The initial 10 steps have now become 12 steps. These big steps can be seen as a high level policy framework within which more local scale and more detailed regulation can sit. So here goes:

  1. We need a national conversation about heat which focuses on citizen engagement. Before doing this, we need to carefully map out a sensible and transparent process.
  2. Ban gas and oil from all new buildings. This will have clear benefits for the low carbon heat sector and could rapidly deploy heat pumps and district heat. In turn this would grow the low carbon heat market and drive innovation in and normalisation of low carbon heat. A minor change to Part L of building regulations could deliver this and this could happen in advance of the proposed 2025 date. Passivhaus standard (or similar) may be a sensible eventual step. The gas networks fuel poor extension scheme should also be halted and equivalent funds spent on approaches to decarbonise and reduce fuel poverty.
  3. Ban oil and LPG in off grid areas. Ban the installation of new (including replacement) oil and LPG appliances as soon as possible through building regulations and squeeze out oil and LPG through carbon taxes. While the oil and LPG sectors have been promoting drop-in bio-energy replacements which may have niche roles, mass electrification and demand reduction of rural heating is a sensible end goal.
  4. Do state led energy efficiency thoroughly and make it commensurate with heat decarbonisation timescales. Fund it through a carbon tax on gas (see below) or through Government bonds/0% loans. As well as providing healthier homes, this is a pre-requisite for many low-carbon heat technologies.
  5. Encourage electricity network investment. It currently looks like bigger wires will be needed alongside much smarter electricity network management. While technology (smart, digital, storage) may reduce the need for peak power capacity, we can’t allow a lack of capacity to hold things back.

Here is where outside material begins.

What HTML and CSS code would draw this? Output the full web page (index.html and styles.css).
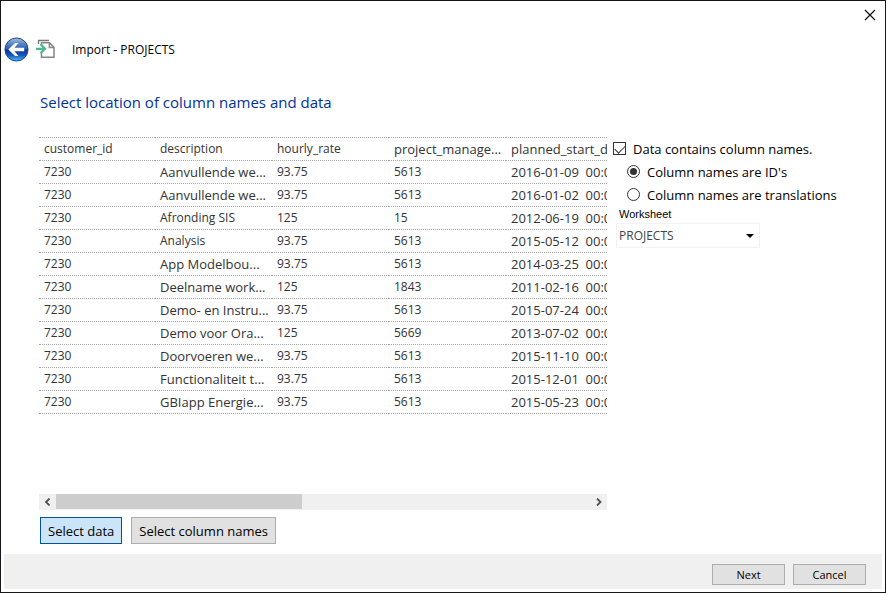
FILE: index.html
```html
<!DOCTYPE html>
<html lang="en">
<head>
<meta charset="utf-8">
<meta name="viewport" content="width=device-width, initial-scale=1">
<title>Import - PROJECTS</title>
<link rel="stylesheet" href="styles.css">
</head>
<body>
<div class="dialog">
  <header class="titlebar">
    <button class="close" type="button" aria-label="Close">
      <svg width="12" height="12" viewBox="0 0 12 12"><path d="M1 1l10 10M11 1L1 11" stroke="#111" stroke-width="1.2" fill="none"/></svg>
    </button>
  </header>
  <div class="nav">
    <button class="back" type="button" aria-label="Back">
      <svg width="25" height="25" viewBox="0 0 26 26">
        <defs>
          <linearGradient id="ball" x1="0" y1="0" x2="0" y2="1">
            <stop offset="0" stop-color="#a9bfe0"/>
            <stop offset=".25" stop-color="#5b86c6"/>
            <stop offset=".48" stop-color="#2a5db0"/>
            <stop offset=".52" stop-color="#0b3390"/>
            <stop offset=".75" stop-color="#1658bd"/>
            <stop offset="1" stop-color="#4cc4ff"/>
          </linearGradient>
        </defs>
        <circle cx="13" cy="13" r="12" fill="url(#ball)" stroke="#1c4283" stroke-width="1"/>
        <path d="M4.500 13L11.500 6.300H15L11 11.200H21V14.800H11L15 19.700H11.500Z" fill="#fff"/>
      </svg>
    </button>
    <svg class="import-icon" width="20" height="20" viewBox="0 0 20 20">
      <path d="M2.500 5V1.500H13" fill="none" stroke="#777" stroke-width="1.300"/>
      <path d="M5.500 6V3.700H13.500L18 8.200V18.300H5.500V14" fill="#fff" stroke="#858585" stroke-width="1.500"/>
      <path d="M13.300 4V8.500H18" fill="none" stroke="#858585" stroke-width="1.300"/>
      <path d="M0 9.800H8M4.500 5.300L9 9.800L4.500 14.300" fill="none" stroke="#4db88c" stroke-width="2.300"/>
    </svg>
    <span class="nav-title">Import - PROJECTS</span>
  </div>
  <main class="content">
    <h1>Select location of column names and data</h1>
    <div class="columns">
      <section class="preview">
        <div class="table-view">
          <table>
            <thead>
              <tr><th class="first">customer_id</th><th>description</th><th>hourly_rate</th><th class="wide">project_manage...</th><th class="wide">planned_start_date</th></tr>
            </thead>
            <tbody>
              <tr><td>7230</td><td class="wide">Aanvullende we...</td><td>93.75</td><td>5613</td><td class="wide">2016-01-09  00:00:00</td></tr>
              <tr><td>7230</td><td class="wide">Aanvullende we...</td><td>93.75</td><td>5613</td><td class="wide">2016-01-02  00:00:00</td></tr>
              <tr><td>7230</td><td>Afronding SIS</td><td>125</td><td>15</td><td class="wide">2012-06-19  00:00:00</td></tr>
              <tr><td>7230</td><td>Analysis</td><td>93.75</td><td>5613</td><td class="wide">2015-05-12  00:00:00</td></tr>
              <tr><td>7230</td><td class="wide">App Modelbou...</td><td>93.75</td><td>5613</td><td class="wide">2014-03-25  00:00:00</td></tr>
              <tr><td>7230</td><td class="wide">Deelname work...</td><td>125</td><td>1843</td><td class="wide">2011-02-16  00:00:00</td></tr>
              <tr><td>7230</td><td class="wide">Demo- en Instru...</td><td>93.75</td><td>5613</td><td class="wide">2015-07-24  00:00:00</td></tr>
              <tr><td>7230</td><td class="wide">Demo voor Ora...</td><td>125</td><td>5669</td><td class="wide">2013-07-02  00:00:00</td></tr>
              <tr><td>7230</td><td class="wide">Doorvoeren we...</td><td>93.75</td><td>5613</td><td class="wide">2015-11-10  00:00:00</td></tr>
              <tr><td>7230</td><td class="wide">Functionaliteit t...</td><td>93.75</td><td>5613</td><td class="wide">2015-12-01  00:00:00</td></tr>
              <tr><td>7230</td><td class="wide">GBIapp Energie...</td><td>93.75</td><td>5613</td><td class="wide">2015-05-23  00:00:00</td></tr>
            </tbody>
          </table>
        </div>
        <div class="scrollbar">
          <button type="button" aria-label="Scroll left"><svg width="8" height="8" viewBox="0 0 8 8"><path d="M5.500 .5L2 4L5.500 7.500" fill="none" stroke="#505050" stroke-width="1.800"/></svg></button>
          <div class="track"><div class="thumb"></div></div>
          <button type="button" aria-label="Scroll right"><svg width="8" height="8" viewBox="0 0 8 8"><path d="M2 .5L5.500 4L2 7.500" fill="none" stroke="#505050" stroke-width="1.800"/></svg></button>
        </div>
        <div class="actions">
          <button class="btn large active" type="button">Select data</button>
          <button class="btn large" type="button">Select column names</button>
        </div>
      </section>
      <section class="options">
        <label class="option"><input type="checkbox" checked>Data contains column names.</label>
        <label class="option nested"><input type="radio" name="kind" checked>Column names are ID's</label>
        <label class="option nested"><input type="radio" name="kind">Column names are translations</label>
        <label class="field-label" for="sheet">Worksheet</label>
        <div class="select">
          <select id="sheet"><option>PROJECTS</option></select>
          <svg width="8" height="4" viewBox="0 0 8 4"><path d="M0 0H8L4 4Z" fill="#000"/></svg>
        </div>
      </section>
    </div>
  </main>
  <footer class="footer">
    <button class="btn" type="button">Next</button>
    <button class="btn" type="button">Cancel</button>
  </footer>
</div>
</body>
</html>
```
FILE: styles.css
```css
* { box-sizing: border-box; }

body {
  margin: 0;
  font-family: "Open Sans", "Noto Sans", sans-serif;
  font-size: 12px;
  color: #000;
  background: #fff;
}

button {
  font-family: inherit;
  color: inherit;
}

.dialog {
  display: flex;
  flex-direction: column;
  min-height: 100vh;
  padding: 0 3px 3px;
  border: 1px solid #17151a;
}

.titlebar {
  display: flex;
  justify-content: flex-end;
  height: 28px;
}

.close, .back, .scrollbar button {
  display: flex;
  align-items: center;
  justify-content: center;
  padding: 0;
  border: 0;
  background: none;
}

.close { width: 24px; }

.nav {
  display: flex;
  align-items: center;
  height: 40px;
}

.import-icon { margin: 0 16px 0 7px; }

.content {
  display: flex;
  flex-direction: column;
  flex: 1;
  padding: 20px 0 10px 35px;
}

h1 {
  margin: 0;
  padding-left: 1px;
  font-size: 15px;
  line-height: 26px;
  font-weight: 400;
  color: #003399;
}

.columns {
  display: flex;
  flex: 1;
  gap: 6px;
  padding-top: 22px;
}

.preview {
  display: flex;
  flex-direction: column;
  flex: 568 1 0;
  min-width: 0;
}

.table-view {
  flex: 1;
  overflow: hidden;
}

table {
  width: 584px;
  table-layout: fixed;
  border-collapse: collapse;
  color: #333;
}

tr { border-bottom: 1px dotted #a8a8a8; }

thead tr { border-top: 1px dotted #a8a8a8; }

th, td {
  height: 23px;
  padding: 0 0 0 5px;
  font-weight: 400;
  line-height: 20px;
  text-align: left;
  white-space: pre;
}

.first { width: 116px; }

.wide { font-size: 13px; }

.scrollbar {
  display: flex;
  height: 16px;
  background: #f0f0f0;
}

.scrollbar button { width: 17px; }

.track { flex: 1; }

.thumb {
  width: 46%;
  height: 15px;
  background: #cdcdcd;
}

.actions {
  display: flex;
  gap: 9px;
  padding: 7px 0 0 1px;
}

.btn {
  width: 73px;
  height: 21px;
  padding: 0;
  border: 1px solid #adadad;
  background: #e1e1e1;
  font-size: 11px;
}

.btn.large {
  width: auto;
  height: 27px;
  padding: 0 7px;
  font-size: 13px;
}

.btn.active {
  border-color: #005499;
  background: #cce4f7;
}

.options {
  display: flex;
  flex-direction: column;
  align-items: flex-start;
  flex: 269 1 0;
}

.option {
  display: flex;
  align-items: center;
  gap: 7px;
  height: 23px;
  font-size: 13px;
  white-space: nowrap;
}

.nested { padding-left: 14px; }

.option input {
  display: grid;
  place-items: center;
  width: 13px;
  height: 13px;
  margin: 0;
  border: 1px solid #333;
  background: #fff;
  appearance: none;
}

.option input[type="radio"] { border-radius: 50%; }

.option input[type="radio"]:checked::before {
  content: "";
  width: 7px;
  height: 7px;
  border-radius: 50%;
  background: #333;
}

.option input[type="checkbox"]:checked::before {
  content: "";
  width: 9px;
  height: 5px;
  margin-top: -2px;
  border: solid #333;
  border-width: 0 0 1px 1px;
  transform: rotate(-45deg);
}

.field-label {
  padding-left: 6px;
  font-family: "Liberation Sans", sans-serif;
  font-size: 11px;
  line-height: 17px;
}

.select {
  display: flex;
  align-items: center;
  width: 144px;
  height: 25px;
  margin-left: 3px;
  border: 1px solid #f2f2f2;
}

.select select {
  flex: 1;
  height: 100%;
  padding: 0 0 0 2px;
  border: 0;
  background: none;
  font: inherit;
  color: #444;
  appearance: none;
}

.select svg { margin-right: 5px; }

.footer {
  display: flex;
  justify-content: flex-end;
  gap: 8px;
  padding: 10px 16px 4px;
  background: #f0f0f0;
}
```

Further still, if electricity network replacement work is taking place, this should be future-proofed to ensure it can operate flexibly and accommodate low carbon generation. This should all be part of an integrated, coordinated energy system transformation strategy and as part of this, Ofgem should have a new duty to meet CCC targets. A new ‘Energy Transformation Committee’ could support this coordinated approach to the energy transformation. Third parties (i.e. not the monopoly network owners) should be encouraged to deliver network capacity increases/management in order to increase innovation and efficiency, and this should be through a reset RIIO process and local markets.
  6. We need to have a serious discussion about a carbon tax on gas. This is not just a carbon issue and needs to be linked to the UK’s wider economy. Importing lots of gas (currently 60% and likely to go up) has implications for both tax take and trade balance/inward investment issues. As well as providing an efficient market friendly approach, this tax could also help rebalance the cost differential between gas (no carbon price) and electricity (carbon price and subsidy costs). This tax should be hypothecated to energy efficiency and low carbon heating and support the poorest. The Energy Systems Catapult have also recently highlighted the importance of developing a ‘carbon driver’ for residential heat.
  7. Drive the gas networks to decarbonise using a regulatory incentive linked to the carbon content of the gas they transport. The gas industry are supportive of low carbon gases (it should be noted these are deeply uncertain options) yet there is currently no decarbonisation driver for the networks in the proposed RIIO2 price control. This incentive could be linked to a carbon tax on gas but could be a standalone regulatory driver. We (The Energy Policy Group) have suggested in our recent Ofgem RIIO response, this mechanism could be designed to be cost neutral, rewarding the GDNs doing well and penalising the ones dropping behind.
  8. Empower local authorities. Some have declared climate emergencies, some have net zero goals. National policy and the national discussion needs to let those at the forefront deliver. Central government should provide support for and mandate local plans for heat and energy saving. Regulate to allow LAs to deliver and finance low carbon district heat and energy efficiency if they want to.
  9. Prepare the electricity sector. Rapid and sustained investment in low carbon electricity generation will be needed at an unprecedented rate for heat decarbonisation as will smart system optimisation. Electricity generation policy needs to take into account heat decarbonisation.
  10. Provide thorough support for heat pump installers and users. Heat pumps are a key low carbon heating technology but require the learning of new skills to ensure the most efficient and cost effective operation. New regulations, while allowing the market to grow rapidly, should ensure that growth in skills is supported and ensure that consumers receive excellent support for heat pump systems.
  11. Provide a heat decarbonisation innovation space. Policy makers need to actively engage with and encourage new entrants into the UK heat market. Many of these new entrants with the best ideas do not have the capacity to engage that some of the competing incumbents do. A funded national heat innovation competition could be a good first step.
  12. Deliver a heat regulatory review. There are simple regulatory barriers around (1) planning for example heat pump locations and replacement windows and (2) accreditation (e.g. the Microgeneration Certification Scheme) which constrain change and limit innovation. A thorough review would highlight the key regulatory issues and indicate where change is needed and could deliver some easy wins.

There is no time to lose and there are plenty of benefits to be realised.

N.B. These ideas have also fed into the recent IGov publication which proposes a new UK energy governance framework.